→ Exercise aim
Select from the data all lines with the word "screenshot".

→ Data supplied
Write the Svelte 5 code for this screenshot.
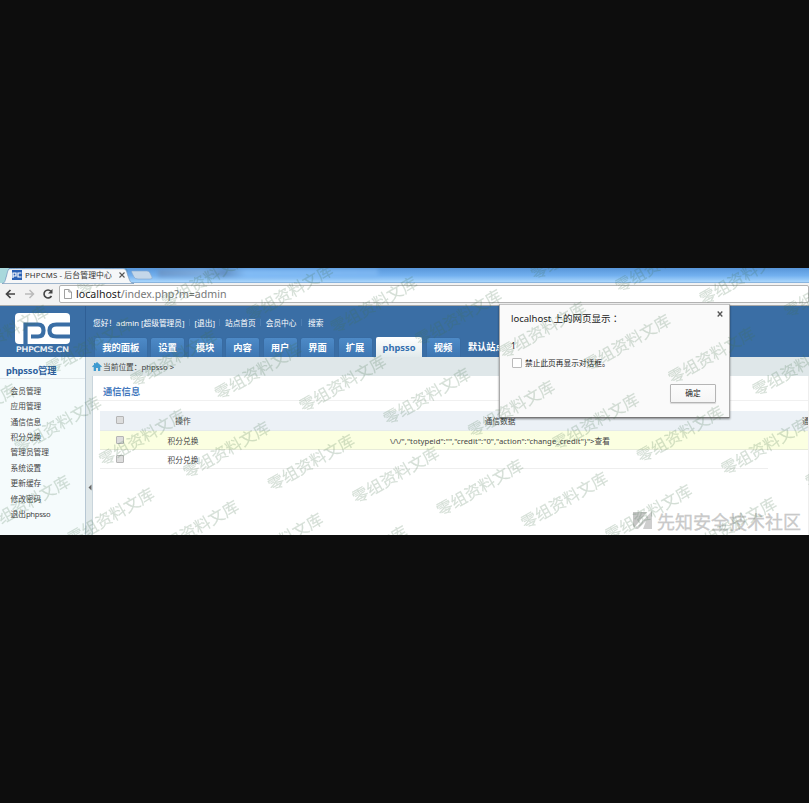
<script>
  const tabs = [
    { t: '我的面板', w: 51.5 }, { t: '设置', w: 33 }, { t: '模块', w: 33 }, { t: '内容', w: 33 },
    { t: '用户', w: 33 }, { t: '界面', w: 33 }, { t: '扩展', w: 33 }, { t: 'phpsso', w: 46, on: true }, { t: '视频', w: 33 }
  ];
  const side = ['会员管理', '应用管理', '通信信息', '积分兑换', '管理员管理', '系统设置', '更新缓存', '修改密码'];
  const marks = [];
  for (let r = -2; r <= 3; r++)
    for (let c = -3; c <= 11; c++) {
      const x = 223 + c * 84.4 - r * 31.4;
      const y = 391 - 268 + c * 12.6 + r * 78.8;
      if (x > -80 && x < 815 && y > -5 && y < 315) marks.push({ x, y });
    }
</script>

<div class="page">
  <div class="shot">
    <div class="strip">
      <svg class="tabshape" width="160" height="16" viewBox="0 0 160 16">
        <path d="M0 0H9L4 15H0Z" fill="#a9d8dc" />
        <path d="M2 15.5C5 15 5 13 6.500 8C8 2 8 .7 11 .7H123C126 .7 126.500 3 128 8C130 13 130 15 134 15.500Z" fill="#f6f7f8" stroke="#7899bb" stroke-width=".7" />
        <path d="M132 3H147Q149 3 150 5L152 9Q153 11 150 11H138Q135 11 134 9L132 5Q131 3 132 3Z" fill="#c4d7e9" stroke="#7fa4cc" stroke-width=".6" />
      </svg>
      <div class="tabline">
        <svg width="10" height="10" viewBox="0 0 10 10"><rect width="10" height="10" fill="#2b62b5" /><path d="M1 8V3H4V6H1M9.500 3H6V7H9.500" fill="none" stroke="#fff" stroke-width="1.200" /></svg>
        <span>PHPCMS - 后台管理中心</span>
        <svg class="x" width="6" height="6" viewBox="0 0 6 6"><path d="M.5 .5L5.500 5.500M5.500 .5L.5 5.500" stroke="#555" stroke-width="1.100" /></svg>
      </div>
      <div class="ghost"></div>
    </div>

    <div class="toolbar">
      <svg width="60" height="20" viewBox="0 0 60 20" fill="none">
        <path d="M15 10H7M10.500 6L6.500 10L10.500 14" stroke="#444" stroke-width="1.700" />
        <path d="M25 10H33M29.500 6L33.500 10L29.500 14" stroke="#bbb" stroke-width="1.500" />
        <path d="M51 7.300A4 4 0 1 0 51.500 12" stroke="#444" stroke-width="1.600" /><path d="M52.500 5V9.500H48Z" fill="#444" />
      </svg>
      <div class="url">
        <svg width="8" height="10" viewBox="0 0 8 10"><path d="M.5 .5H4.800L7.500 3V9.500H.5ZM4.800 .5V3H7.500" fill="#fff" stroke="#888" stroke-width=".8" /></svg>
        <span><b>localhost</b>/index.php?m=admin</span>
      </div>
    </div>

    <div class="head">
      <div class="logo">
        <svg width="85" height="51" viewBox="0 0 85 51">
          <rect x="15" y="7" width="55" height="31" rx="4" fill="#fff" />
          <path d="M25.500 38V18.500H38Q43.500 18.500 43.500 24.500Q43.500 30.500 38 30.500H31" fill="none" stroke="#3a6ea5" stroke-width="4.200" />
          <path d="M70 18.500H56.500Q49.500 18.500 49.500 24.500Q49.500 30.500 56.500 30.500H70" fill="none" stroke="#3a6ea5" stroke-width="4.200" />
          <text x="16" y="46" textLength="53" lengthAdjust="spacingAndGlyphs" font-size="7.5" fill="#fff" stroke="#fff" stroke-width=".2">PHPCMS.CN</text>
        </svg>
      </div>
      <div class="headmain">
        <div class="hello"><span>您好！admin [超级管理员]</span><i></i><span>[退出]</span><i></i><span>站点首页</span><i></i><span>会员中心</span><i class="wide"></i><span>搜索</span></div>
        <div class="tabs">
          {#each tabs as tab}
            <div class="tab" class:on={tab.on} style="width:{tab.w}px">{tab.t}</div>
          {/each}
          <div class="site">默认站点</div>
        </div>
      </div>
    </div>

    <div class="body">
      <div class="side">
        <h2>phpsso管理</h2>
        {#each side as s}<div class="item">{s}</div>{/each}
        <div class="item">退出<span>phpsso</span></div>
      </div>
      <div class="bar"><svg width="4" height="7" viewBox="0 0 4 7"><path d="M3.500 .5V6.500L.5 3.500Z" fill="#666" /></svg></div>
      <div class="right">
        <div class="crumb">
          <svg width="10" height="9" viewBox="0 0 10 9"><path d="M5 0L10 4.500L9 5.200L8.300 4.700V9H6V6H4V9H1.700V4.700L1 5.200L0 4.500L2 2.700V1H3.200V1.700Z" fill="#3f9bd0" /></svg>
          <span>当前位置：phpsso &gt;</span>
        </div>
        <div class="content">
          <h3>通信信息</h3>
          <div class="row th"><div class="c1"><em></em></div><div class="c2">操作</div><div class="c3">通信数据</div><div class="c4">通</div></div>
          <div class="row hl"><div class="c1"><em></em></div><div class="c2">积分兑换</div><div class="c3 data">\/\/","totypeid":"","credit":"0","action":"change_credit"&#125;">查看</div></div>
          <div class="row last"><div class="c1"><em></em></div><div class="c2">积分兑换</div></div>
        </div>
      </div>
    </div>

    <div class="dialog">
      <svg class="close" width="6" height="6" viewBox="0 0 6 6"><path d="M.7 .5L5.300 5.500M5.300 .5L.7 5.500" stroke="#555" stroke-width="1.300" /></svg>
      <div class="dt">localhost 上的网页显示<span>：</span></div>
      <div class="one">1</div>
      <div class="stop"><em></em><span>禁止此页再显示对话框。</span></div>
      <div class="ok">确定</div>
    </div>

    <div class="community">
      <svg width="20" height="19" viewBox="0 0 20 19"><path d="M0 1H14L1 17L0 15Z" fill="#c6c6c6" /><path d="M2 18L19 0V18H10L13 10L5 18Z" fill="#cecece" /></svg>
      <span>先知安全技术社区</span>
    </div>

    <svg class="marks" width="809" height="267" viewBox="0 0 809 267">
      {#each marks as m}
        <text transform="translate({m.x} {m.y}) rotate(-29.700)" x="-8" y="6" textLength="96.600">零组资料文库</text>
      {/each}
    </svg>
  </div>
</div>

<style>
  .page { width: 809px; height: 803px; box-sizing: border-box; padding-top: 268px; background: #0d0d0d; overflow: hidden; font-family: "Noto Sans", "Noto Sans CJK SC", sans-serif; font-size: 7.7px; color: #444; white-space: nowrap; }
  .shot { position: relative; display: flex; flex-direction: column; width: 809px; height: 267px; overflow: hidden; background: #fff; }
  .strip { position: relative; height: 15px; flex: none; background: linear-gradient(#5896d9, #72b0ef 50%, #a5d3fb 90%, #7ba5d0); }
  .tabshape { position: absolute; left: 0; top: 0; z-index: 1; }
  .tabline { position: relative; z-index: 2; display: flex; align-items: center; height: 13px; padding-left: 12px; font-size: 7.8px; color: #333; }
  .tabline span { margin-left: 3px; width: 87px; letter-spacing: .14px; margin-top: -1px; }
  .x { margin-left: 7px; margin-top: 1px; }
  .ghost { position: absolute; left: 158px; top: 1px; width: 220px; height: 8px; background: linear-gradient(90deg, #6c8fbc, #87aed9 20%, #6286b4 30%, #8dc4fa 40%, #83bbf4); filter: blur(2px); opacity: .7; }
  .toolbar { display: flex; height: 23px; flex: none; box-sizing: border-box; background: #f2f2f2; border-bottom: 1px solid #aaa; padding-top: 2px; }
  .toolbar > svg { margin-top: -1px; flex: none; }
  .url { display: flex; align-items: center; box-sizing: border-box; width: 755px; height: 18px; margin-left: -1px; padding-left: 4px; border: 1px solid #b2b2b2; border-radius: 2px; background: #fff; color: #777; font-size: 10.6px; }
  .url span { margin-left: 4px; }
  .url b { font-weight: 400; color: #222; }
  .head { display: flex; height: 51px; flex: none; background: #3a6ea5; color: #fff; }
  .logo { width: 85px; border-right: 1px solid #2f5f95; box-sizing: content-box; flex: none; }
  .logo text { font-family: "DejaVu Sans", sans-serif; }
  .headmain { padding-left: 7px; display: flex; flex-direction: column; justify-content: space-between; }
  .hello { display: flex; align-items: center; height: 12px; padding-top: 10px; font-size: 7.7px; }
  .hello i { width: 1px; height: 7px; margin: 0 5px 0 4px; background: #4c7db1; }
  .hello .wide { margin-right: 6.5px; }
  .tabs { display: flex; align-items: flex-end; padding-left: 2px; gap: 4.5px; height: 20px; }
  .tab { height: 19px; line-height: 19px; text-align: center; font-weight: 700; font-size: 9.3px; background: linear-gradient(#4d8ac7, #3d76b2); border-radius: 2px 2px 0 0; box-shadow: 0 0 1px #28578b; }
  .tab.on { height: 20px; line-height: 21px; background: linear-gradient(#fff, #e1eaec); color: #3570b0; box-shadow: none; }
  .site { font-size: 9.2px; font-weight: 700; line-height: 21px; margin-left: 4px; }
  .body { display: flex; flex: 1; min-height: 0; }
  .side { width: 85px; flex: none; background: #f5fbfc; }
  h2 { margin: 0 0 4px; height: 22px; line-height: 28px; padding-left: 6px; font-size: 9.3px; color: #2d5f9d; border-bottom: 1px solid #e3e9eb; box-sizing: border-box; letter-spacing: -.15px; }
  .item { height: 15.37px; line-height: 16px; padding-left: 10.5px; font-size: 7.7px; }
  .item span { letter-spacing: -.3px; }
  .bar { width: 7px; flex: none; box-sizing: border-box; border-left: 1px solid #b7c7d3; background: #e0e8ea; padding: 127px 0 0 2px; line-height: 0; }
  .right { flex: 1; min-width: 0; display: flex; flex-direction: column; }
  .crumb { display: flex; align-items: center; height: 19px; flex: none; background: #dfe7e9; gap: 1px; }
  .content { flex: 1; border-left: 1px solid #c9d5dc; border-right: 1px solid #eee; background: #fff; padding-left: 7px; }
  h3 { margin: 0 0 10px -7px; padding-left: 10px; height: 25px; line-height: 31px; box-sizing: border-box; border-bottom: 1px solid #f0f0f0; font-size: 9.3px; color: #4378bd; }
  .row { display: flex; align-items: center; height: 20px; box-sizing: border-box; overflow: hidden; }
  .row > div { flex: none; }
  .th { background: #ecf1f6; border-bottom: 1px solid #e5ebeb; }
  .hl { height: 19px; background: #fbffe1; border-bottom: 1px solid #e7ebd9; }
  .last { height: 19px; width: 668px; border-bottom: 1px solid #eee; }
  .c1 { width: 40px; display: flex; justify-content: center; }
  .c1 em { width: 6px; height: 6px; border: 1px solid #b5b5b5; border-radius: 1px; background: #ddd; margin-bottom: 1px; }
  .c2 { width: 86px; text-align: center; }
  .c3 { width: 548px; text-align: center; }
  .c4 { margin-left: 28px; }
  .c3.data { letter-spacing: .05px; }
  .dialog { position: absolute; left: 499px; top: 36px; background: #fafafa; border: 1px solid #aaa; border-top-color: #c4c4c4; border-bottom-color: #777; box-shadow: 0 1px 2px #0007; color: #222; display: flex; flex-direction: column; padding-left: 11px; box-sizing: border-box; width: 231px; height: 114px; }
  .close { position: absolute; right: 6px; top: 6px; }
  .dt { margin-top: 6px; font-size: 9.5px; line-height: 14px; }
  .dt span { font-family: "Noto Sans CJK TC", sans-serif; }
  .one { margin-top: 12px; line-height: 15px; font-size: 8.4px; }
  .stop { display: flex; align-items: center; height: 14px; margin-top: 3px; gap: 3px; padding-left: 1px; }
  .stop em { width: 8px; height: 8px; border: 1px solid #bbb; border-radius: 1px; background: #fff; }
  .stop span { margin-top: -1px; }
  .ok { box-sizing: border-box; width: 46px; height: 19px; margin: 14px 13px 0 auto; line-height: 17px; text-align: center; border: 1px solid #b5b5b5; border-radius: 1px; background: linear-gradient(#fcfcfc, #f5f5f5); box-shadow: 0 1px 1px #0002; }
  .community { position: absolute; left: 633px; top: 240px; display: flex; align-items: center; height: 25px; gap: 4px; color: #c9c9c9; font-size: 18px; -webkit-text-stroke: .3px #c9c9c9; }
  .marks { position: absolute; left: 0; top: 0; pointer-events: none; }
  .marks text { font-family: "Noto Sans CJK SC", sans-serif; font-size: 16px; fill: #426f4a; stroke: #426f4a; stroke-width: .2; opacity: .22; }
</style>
--
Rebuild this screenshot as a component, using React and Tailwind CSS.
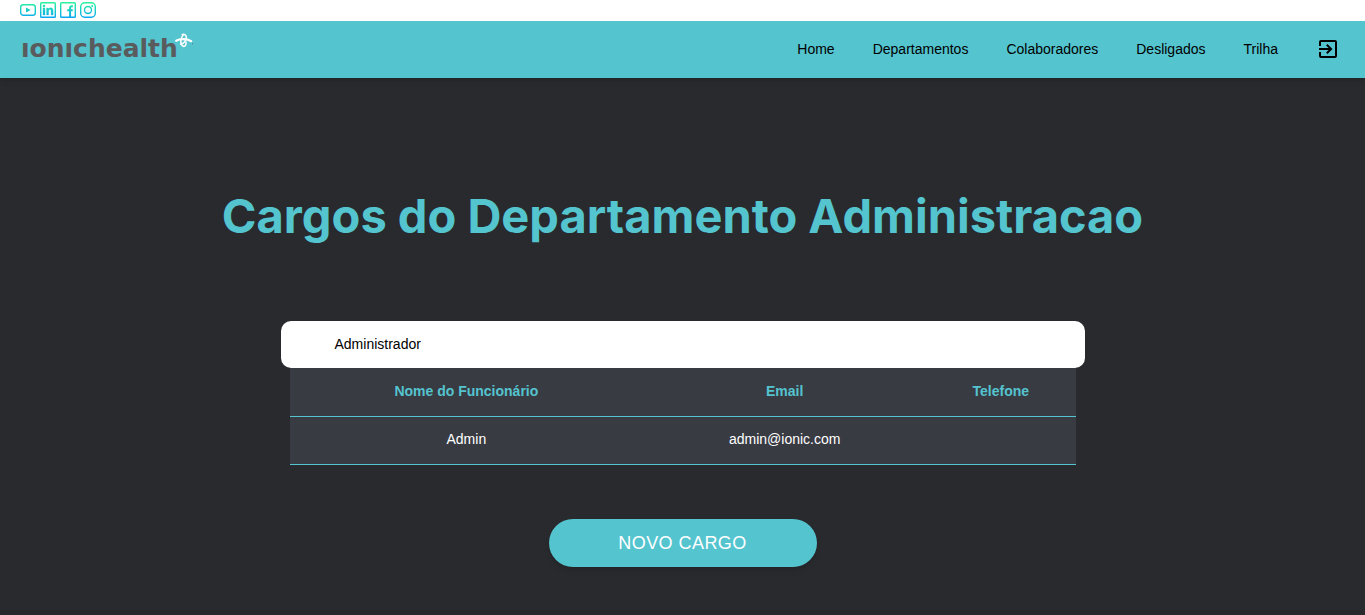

→ Result for this task
Write the Svelte 5 code for this screenshot.
Rebuild this screenshot as a component, using React and Tailwind CSS.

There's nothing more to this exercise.